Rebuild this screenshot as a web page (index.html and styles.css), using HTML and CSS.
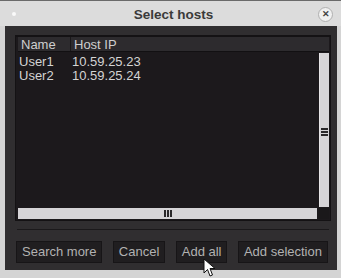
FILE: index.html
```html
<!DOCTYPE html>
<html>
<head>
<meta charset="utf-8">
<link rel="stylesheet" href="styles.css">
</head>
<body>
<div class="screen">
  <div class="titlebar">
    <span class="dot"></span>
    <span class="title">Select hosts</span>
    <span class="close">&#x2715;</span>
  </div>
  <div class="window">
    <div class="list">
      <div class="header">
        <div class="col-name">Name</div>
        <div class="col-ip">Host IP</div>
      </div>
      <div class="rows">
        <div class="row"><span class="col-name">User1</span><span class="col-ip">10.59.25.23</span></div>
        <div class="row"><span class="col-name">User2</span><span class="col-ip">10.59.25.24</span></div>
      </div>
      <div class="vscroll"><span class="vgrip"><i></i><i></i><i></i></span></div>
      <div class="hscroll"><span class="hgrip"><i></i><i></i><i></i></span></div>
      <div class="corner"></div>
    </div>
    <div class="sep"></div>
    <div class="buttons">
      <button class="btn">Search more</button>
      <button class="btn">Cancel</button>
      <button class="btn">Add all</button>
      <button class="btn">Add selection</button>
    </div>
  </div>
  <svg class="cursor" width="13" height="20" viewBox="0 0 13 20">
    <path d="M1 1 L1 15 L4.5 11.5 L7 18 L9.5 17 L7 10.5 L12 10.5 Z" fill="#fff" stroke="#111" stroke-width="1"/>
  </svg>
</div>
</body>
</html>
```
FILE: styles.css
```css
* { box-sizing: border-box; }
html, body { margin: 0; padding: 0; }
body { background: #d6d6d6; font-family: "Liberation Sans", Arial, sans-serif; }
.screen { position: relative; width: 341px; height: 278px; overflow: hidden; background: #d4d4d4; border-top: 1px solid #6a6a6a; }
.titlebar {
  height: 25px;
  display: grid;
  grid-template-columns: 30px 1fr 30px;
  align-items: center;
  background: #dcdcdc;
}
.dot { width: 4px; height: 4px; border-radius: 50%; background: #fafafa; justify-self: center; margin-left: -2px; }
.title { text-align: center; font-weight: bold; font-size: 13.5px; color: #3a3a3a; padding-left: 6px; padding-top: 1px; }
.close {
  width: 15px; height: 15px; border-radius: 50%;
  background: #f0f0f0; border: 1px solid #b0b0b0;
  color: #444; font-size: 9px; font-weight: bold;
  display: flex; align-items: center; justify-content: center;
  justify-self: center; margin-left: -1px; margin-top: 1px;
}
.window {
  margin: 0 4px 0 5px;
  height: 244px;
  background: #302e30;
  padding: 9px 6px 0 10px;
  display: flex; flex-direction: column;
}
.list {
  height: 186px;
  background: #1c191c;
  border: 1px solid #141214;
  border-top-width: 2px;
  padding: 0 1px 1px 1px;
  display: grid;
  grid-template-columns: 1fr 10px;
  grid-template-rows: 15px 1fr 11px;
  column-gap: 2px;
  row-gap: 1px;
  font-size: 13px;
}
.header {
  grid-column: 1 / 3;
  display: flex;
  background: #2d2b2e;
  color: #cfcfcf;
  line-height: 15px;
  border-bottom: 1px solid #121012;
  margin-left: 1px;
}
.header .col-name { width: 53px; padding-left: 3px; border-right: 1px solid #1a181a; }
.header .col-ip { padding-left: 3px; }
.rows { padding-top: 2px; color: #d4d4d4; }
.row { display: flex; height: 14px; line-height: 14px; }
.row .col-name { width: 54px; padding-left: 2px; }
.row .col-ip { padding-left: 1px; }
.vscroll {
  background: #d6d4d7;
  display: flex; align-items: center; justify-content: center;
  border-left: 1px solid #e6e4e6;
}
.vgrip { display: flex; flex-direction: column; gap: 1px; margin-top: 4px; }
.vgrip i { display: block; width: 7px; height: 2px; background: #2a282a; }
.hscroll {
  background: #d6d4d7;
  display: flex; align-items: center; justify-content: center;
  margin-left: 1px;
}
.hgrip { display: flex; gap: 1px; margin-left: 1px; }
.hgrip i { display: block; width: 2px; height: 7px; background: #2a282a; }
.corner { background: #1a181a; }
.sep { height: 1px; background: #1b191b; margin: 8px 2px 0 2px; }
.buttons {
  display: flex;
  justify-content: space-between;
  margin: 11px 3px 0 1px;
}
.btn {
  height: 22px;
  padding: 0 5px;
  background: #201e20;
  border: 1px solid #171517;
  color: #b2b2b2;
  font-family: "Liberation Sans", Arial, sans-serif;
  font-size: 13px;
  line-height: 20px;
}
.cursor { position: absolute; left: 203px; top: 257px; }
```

Aim of the exercise: Reproduce every line of the material precisely, omitting its pictures.

Response:
Rebuild this screenshot as a web page (index.html and styles.css), using HTML and CSS.
FILE: index.html
```html
<!DOCTYPE html>
<html>
<head>
<meta charset="utf-8">
<link rel="stylesheet" href="styles.css">
</head>
<body>
<div class="screen">
  <div class="titlebar">
    <span class="dot"></span>
    <span class="title">Select hosts</span>
    <span class="close">&#x2715;</span>
  </div>
  <div class="window">
    <div class="list">
      <div class="header">
        <div class="col-name">Name</div>
        <div class="col-ip">Host IP</div>
      </div>
      <div class="rows">
        <div class="row"><span class="col-name">User1</span><span class="col-ip">10.59.25.23</span></div>
        <div class="row"><span class="col-name">User2</span><span class="col-ip">10.59.25.24</span></div>
      </div>
      <div class="vscroll"><span class="vgrip"><i></i><i></i><i></i></span></div>
      <div class="hscroll"><span class="hgrip"><i></i><i></i><i></i></span></div>
      <div class="corner"></div>
    </div>
    <div class="sep"></div>
    <div class="buttons">
      <button class="btn">Search more</button>
      <button class="btn">Cancel</button>
      <button class="btn">Add all</button>
      <button class="btn">Add selection</button>
    </div>
  </div>
  <svg class="cursor" width="13" height="20" viewBox="0 0 13 20">
    <path d="M1 1 L1 15 L4.5 11.5 L7 18 L9.5 17 L7 10.5 L12 10.5 Z" fill="#fff" stroke="#111" stroke-width="1"/>
  </svg>
</div>
</body>
</html>
```
FILE: styles.css
```css
* { box-sizing: border-box; }
html, body { margin: 0; padding: 0; }
body { background: #d6d6d6; font-family: "Liberation Sans", Arial, sans-serif; }
.screen { position: relative; width: 341px; height: 278px; overflow: hidden; background: #d4d4d4; border-top: 1px solid #6a6a6a; }
.titlebar {
  height: 25px;
  display: grid;
  grid-template-columns: 30px 1fr 30px;
  align-items: center;
  background: #dcdcdc;
}
.dot { width: 4px; height: 4px; border-radius: 50%; background: #fafafa; justify-self: center; margin-left: -2px; }
.title { text-align: center; font-weight: bold; font-size: 13.5px; color: #3a3a3a; padding-left: 6px; padding-top: 1px; }
.close {
  width: 15px; height: 15px; border-radius: 50%;
  background: #f0f0f0; border: 1px solid #b0b0b0;
  color: #444; font-size: 9px; font-weight: bold;
  display: flex; align-items: center; justify-content: center;
  justify-self: center; margin-left: -1px; margin-top: 1px;
}
.window {
  margin: 0 4px 0 5px;
  height: 244px;
  background: #302e30;
  padding: 9px 6px 0 10px;
  display: flex; flex-direction: column;
}
.list {
  height: 186px;
  background: #1c191c;
  border: 1px solid #141214;
  border-top-width: 2px;
  padding: 0 1px 1px 1px;
  display: grid;
  grid-template-columns: 1fr 10px;
  grid-template-rows: 15px 1fr 11px;
  column-gap: 2px;
  row-gap: 1px;
  font-size: 13px;
}
.header {
  grid-column: 1 / 3;
  display: flex;
  background: #2d2b2e;
  color: #cfcfcf;
  line-height: 15px;
  border-bottom: 1px solid #121012;
  margin-left: 1px;
}
.header .col-name { width: 53px; padding-left: 3px; border-right: 1px solid #1a181a; }
.header .col-ip { padding-left: 3px; }
.rows { padding-top: 2px; color: #d4d4d4; }
.row { display: flex; height: 14px; line-height: 14px; }
.row .col-name { width: 54px; padding-left: 2px; }
.row .col-ip { padding-left: 1px; }
.vscroll {
  background: #d6d4d7;
  display: flex; align-items: center; justify-content: center;
  border-left: 1px solid #e6e4e6;
}
.vgrip { display: flex; flex-direction: column; gap: 1px; margin-top: 4px; }
.vgrip i { display: block; width: 7px; height: 2px; background: #2a282a; }
.hscroll {
  background: #d6d4d7;
  display: flex; align-items: center; justify-content: center;
  margin-left: 1px;
}
.hgrip { display: flex; gap: 1px; margin-left: 1px; }
.hgrip i { display: block; width: 2px; height: 7px; background: #2a282a; }
.corner { background: #1a181a; }
.sep { height: 1px; background: #1b191b; margin: 8px 2px 0 2px; }
.buttons {
  display: flex;
  justify-content: space-between;
  margin: 11px 3px 0 1px;
}
.btn {
  height: 22px;
  padding: 0 5px;
  background: #201e20;
  border: 1px solid #171517;
  color: #b2b2b2;
  font-family: "Liberation Sans", Arial, sans-serif;
  font-size: 13px;
  line-height: 20px;
}
.cursor { position: absolute; left: 203px; top: 257px; }
```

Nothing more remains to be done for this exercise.